**Requirements**
Every line of the material is to be quoted verbatim, minus the pictures.

**Given material**
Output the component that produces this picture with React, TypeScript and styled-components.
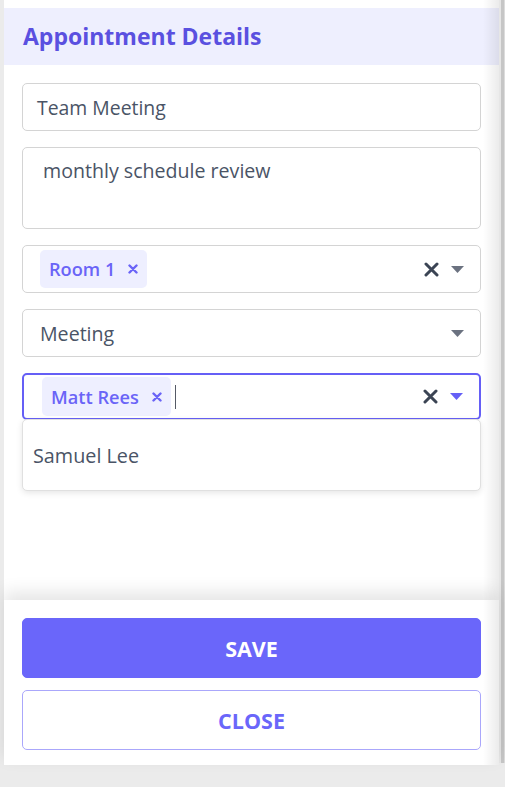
import React from "react";
import styled, { createGlobalStyle } from "styled-components";

const Global = createGlobalStyle`
  html, body { margin: 0; padding: 0; background: #ebebeb; }
  body { font-family: "Open Sans", "Noto Sans", "Liberation Sans", sans-serif; }
  * { box-sizing: border-box; }
`;

const Page = styled.div`
  display: flex;
  height: 787px;
  overflow: hidden;
`;

const Panel = styled.div`
  position: relative;
  width: 495px;
  height: 765px;
  margin-left: 4px;
  background: #ffffff;
  display: flex;
  flex-direction: column;
  padding-top: 8px;
  &::after {
    content: "";
    position: absolute;
    top: 0;
    right: 0;
    bottom: 0;
    width: 16px;
    pointer-events: none;
    background: linear-gradient(to right, rgba(0, 0, 0, 0), rgba(0, 0, 0, 0.08));
    z-index: 3;
  }
`;

const Scrollbar = styled.div`
  width: 6px;
  height: 763px;
  background: linear-gradient(to right, #e6e6e6 0 2px, #c6c6c6 2px 5px, #dcdcdc 5px);
`;

const Header = styled.div`
  height: 57px;
  background: #eeeffe;
  display: flex;
  align-items: center;
  padding-left: 19px;
`;

const Title = styled.h2`
  margin: 0;
  font-size: 23px;
  font-weight: 700;
  color: #5a50e0;
  margin-top: -2px;
`;

const Form = styled.div`
  display: flex;
  flex-direction: column;
  gap: 16px;
  padding: 18px 18px 0 18px;
`;

const TextInput = styled.div`
  height: 48px;
  border: 1px solid #d4d4d4;
  border-radius: 5px;
  display: flex;
  align-items: center;
  padding-left: 14px;
  font-size: 19.4px;
  color: #4a5466;
`;

const TextArea = styled.div`
  height: 82px;
  border: 1px solid #d4d4d4;
  border-radius: 5px;
  padding: 9px 0 0 20px;
  font-size: 19.6px;
  color: #4a5466;
`;

const Select = styled.div<{ $focused?: boolean }>`
  position: relative;
  height: ${(p) => (p.$focused ? "47px" : "48px")};
  border: ${(p) => (p.$focused ? "2px solid #655ff6" : "1px solid #d4d4d4")};
  border-radius: 5px;
  display: flex;
  align-items: center;
  padding-left: ${(p) => (p.$focused ? "18px" : "17px")};
  padding-right: 16px;
  font-size: 19.6px;
  color: #4a5466;
`;

const Value = styled.div`
  flex: 1;
  display: flex;
  align-items: center;
  gap: 4px;
`;

const Chip = styled.span<{ $h: number }>`
  display: inline-flex;
  align-items: center;
  height: ${(p) => p.$h}px;
  padding: 0 9px;
  gap: 13px;
  background: #eeefff;
  border-radius: 5px;
  color: #6a64f7;
  font-size: 18.2px;
  font-weight: 600;
`;

const Caret = styled.span`
  width: 1px;
  height: 24px;
  background: #555a66;
`;

const Indicators = styled.div`
  display: flex;
  align-items: center;
  gap: 12px;
`;

const Menu = styled.div`
  position: absolute;
  top: calc(100% + 1px);
  left: -2px;
  right: -2px;
  height: 72px;
  background: #ffffff;
  border: 1px solid #e0e0e0;
  border-radius: 5px;
  box-shadow: 0 2px 6px rgba(0, 0, 0, 0.1);
  display: flex;
  align-items: center;
  padding-left: 10px;
  font-size: 19.8px;
  color: #4a5466;
  z-index: 2;
`;

const Footer = styled.div`
  margin-top: auto;
  height: 165px;
  background: #ffffff;
  box-shadow: 0 -8px 16px rgba(0, 0, 0, 0.1);
  display: flex;
  flex-direction: column;
  gap: 12px;
  padding: 18px 18px 0 18px;
  position: relative;
`;

const Button = styled.button<{ $primary?: boolean }>`
  height: 60px;
  width: 100%;
  border-radius: 5px;
  border: 1px solid ${(p) => (p.$primary ? "#6a66fa" : "#aaa7fb")};
  background: ${(p) => (p.$primary ? "#6a66fa" : "#ffffff")};
  color: ${(p) => (p.$primary ? "#ffffff" : "#6a66fa")};
  font-family: "Open Sans", "Noto Sans", sans-serif;
  font-size: 21.5px;
  font-weight: 700;
  cursor: pointer;
`;

const SmallX = ({ color }: { color: string }) => (
  <svg width="10" height="10" viewBox="0 0 10 10">
    <path d="M1.5 1.5 L8.5 8.5 M8.5 1.5 L1.5 8.5" stroke={color} strokeWidth="2.4" strokeLinecap="round" />
  </svg>
);

const ClearX = () => (
  <svg width="15" height="15" viewBox="0 0 15 15">
    <path d="M2 2 L13 13 M13 2 L2 13" stroke="#3b4454" strokeWidth="3" strokeLinecap="round" />
  </svg>
);

const Arrow = ({ color }: { color: string }) => (
  <svg width="13" height="7" viewBox="0 0 13 7">
    <path d="M0 0 H13 L6.5 7 Z" fill={color} />
  </svg>
);

export default function App() {
  return (
    <Page>
      <Global />
      <Panel>
        <Header>
          <Title>Appointment Details</Title>
        </Header>
        <Form>
          <TextInput>Team Meeting</TextInput>
          <TextArea>monthly schedule review</TextArea>
          <Select>
            <Value>
              <Chip $h={38}>
                Room 1
                <SmallX color="#6a64f7" />
              </Chip>
            </Value>
            <Indicators>
              <ClearX />
              <Arrow color="#6b7280" />
            </Indicators>
          </Select>
          <Select>
            <Value>Meeting</Value>
            <Indicators>
              <Arrow color="#6b7280" />
            </Indicators>
          </Select>
          <Select $focused>
            <Value>
              <Chip $h={39}>
                Matt Rees
                <SmallX color="#6a64f7" />
              </Chip>
              <Caret />
            </Value>
            <Indicators>
              <ClearX />
              <Arrow color="#655ff6" />
            </Indicators>
            <Menu>Samuel Lee</Menu>
          </Select>
        </Form>
        <Footer>
          <Button $primary>SAVE</Button>
          <Button>CLOSE</Button>
        </Footer>
      </Panel>
      <Scrollbar />
    </Page>
  );
}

**Answer to the exercise**
Output the component that produces this picture with React, TypeScript and styled-components.
import React from "react";
import styled, { createGlobalStyle } from "styled-components";

const Global = createGlobalStyle`
  html, body { margin: 0; padding: 0; background: #ebebeb; }
  body { font-family: "Open Sans", "Noto Sans", "Liberation Sans", sans-serif; }
  * { box-sizing: border-box; }
`;

const Page = styled.div`
  display: flex;
  height: 787px;
  overflow: hidden;
`;

const Panel = styled.div`
  position: relative;
  width: 495px;
  height: 765px;
  margin-left: 4px;
  background: #ffffff;
  display: flex;
  flex-direction: column;
  padding-top: 8px;
  &::after {
    content: "";
    position: absolute;
    top: 0;
    right: 0;
    bottom: 0;
    width: 16px;
    pointer-events: none;
    background: linear-gradient(to right, rgba(0, 0, 0, 0), rgba(0, 0, 0, 0.08));
    z-index: 3;
  }
`;

const Scrollbar = styled.div`
  width: 6px;
  height: 763px;
  background: linear-gradient(to right, #e6e6e6 0 2px, #c6c6c6 2px 5px, #dcdcdc 5px);
`;

const Header = styled.div`
  height: 57px;
  background: #eeeffe;
  display: flex;
  align-items: center;
  padding-left: 19px;
`;

const Title = styled.h2`
  margin: 0;
  font-size: 23px;
  font-weight: 700;
  color: #5a50e0;
  margin-top: -2px;
`;

const Form = styled.div`
  display: flex;
  flex-direction: column;
  gap: 16px;
  padding: 18px 18px 0 18px;
`;

const TextInput = styled.div`
  height: 48px;
  border: 1px solid #d4d4d4;
  border-radius: 5px;
  display: flex;
  align-items: center;
  padding-left: 14px;
  font-size: 19.4px;
  color: #4a5466;
`;

const TextArea = styled.div`
  height: 82px;
  border: 1px solid #d4d4d4;
  border-radius: 5px;
  padding: 9px 0 0 20px;
  font-size: 19.6px;
  color: #4a5466;
`;

const Select = styled.div<{ $focused?: boolean }>`
  position: relative;
  height: ${(p) => (p.$focused ? "47px" : "48px")};
  border: ${(p) => (p.$focused ? "2px solid #655ff6" : "1px solid #d4d4d4")};
  border-radius: 5px;
  display: flex;
  align-items: center;
  padding-left: ${(p) => (p.$focused ? "18px" : "17px")};
  padding-right: 16px;
  font-size: 19.6px;
  color: #4a5466;
`;

const Value = styled.div`
  flex: 1;
  display: flex;
  align-items: center;
  gap: 4px;
`;

const Chip = styled.span<{ $h: number }>`
  display: inline-flex;
  align-items: center;
  height: ${(p) => p.$h}px;
  padding: 0 9px;
  gap: 13px;
  background: #eeefff;
  border-radius: 5px;
  color: #6a64f7;
  font-size: 18.2px;
  font-weight: 600;
`;

const Caret = styled.span`
  width: 1px;
  height: 24px;
  background: #555a66;
`;

const Indicators = styled.div`
  display: flex;
  align-items: center;
  gap: 12px;
`;

const Menu = styled.div`
  position: absolute;
  top: calc(100% + 1px);
  left: -2px;
  right: -2px;
  height: 72px;
  background: #ffffff;
  border: 1px solid #e0e0e0;
  border-radius: 5px;
  box-shadow: 0 2px 6px rgba(0, 0, 0, 0.1);
  display: flex;
  align-items: center;
  padding-left: 10px;
  font-size: 19.8px;
  color: #4a5466;
  z-index: 2;
`;

const Footer = styled.div`
  margin-top: auto;
  height: 165px;
  background: #ffffff;
  box-shadow: 0 -8px 16px rgba(0, 0, 0, 0.1);
  display: flex;
  flex-direction: column;
  gap: 12px;
  padding: 18px 18px 0 18px;
  position: relative;
`;

const Button = styled.button<{ $primary?: boolean }>`
  height: 60px;
  width: 100%;
  border-radius: 5px;
  border: 1px solid ${(p) => (p.$primary ? "#6a66fa" : "#aaa7fb")};
  background: ${(p) => (p.$primary ? "#6a66fa" : "#ffffff")};
  color: ${(p) => (p.$primary ? "#ffffff" : "#6a66fa")};
  font-family: "Open Sans", "Noto Sans", sans-serif;
  font-size: 21.5px;
  font-weight: 700;
  cursor: pointer;
`;

const SmallX = ({ color }: { color: string }) => (
  <svg width="10" height="10" viewBox="0 0 10 10">
    <path d="M1.5 1.5 L8.5 8.5 M8.5 1.5 L1.5 8.5" stroke={color} strokeWidth="2.4" strokeLinecap="round" />
  </svg>
);

const ClearX = () => (
  <svg width="15" height="15" viewBox="0 0 15 15">
    <path d="M2 2 L13 13 M13 2 L2 13" stroke="#3b4454" strokeWidth="3" strokeLinecap="round" />
  </svg>
);

const Arrow = ({ color }: { color: string }) => (
  <svg width="13" height="7" viewBox="0 0 13 7">
    <path d="M0 0 H13 L6.5 7 Z" fill={color} />
  </svg>
);

export default function App() {
  return (
    <Page>
      <Global />
      <Panel>
        <Header>
          <Title>Appointment Details</Title>
        </Header>
        <Form>
          <TextInput>Team Meeting</TextInput>
          <TextArea>monthly schedule review</TextArea>
          <Select>
            <Value>
              <Chip $h={38}>
                Room 1
                <SmallX color="#6a64f7" />
              </Chip>
            </Value>
            <Indicators>
              <ClearX />
              <Arrow color="#6b7280" />
            </Indicators>
          </Select>
          <Select>
            <Value>Meeting</Value>
            <Indicators>
              <Arrow color="#6b7280" />
            </Indicators>
          </Select>
          <Select $focused>
            <Value>
              <Chip $h={39}>
                Matt Rees
                <SmallX color="#6a64f7" />
              </Chip>
              <Caret />
            </Value>
            <Indicators>
              <ClearX />
              <Arrow color="#655ff6" />
            </Indicators>
            <Menu>Samuel Lee</Menu>
          </Select>
        </Form>
        <Footer>
          <Button $primary>SAVE</Button>
          <Button>CLOSE</Button>
        </Footer>
      </Panel>
      <Scrollbar />
    </Page>
  );
}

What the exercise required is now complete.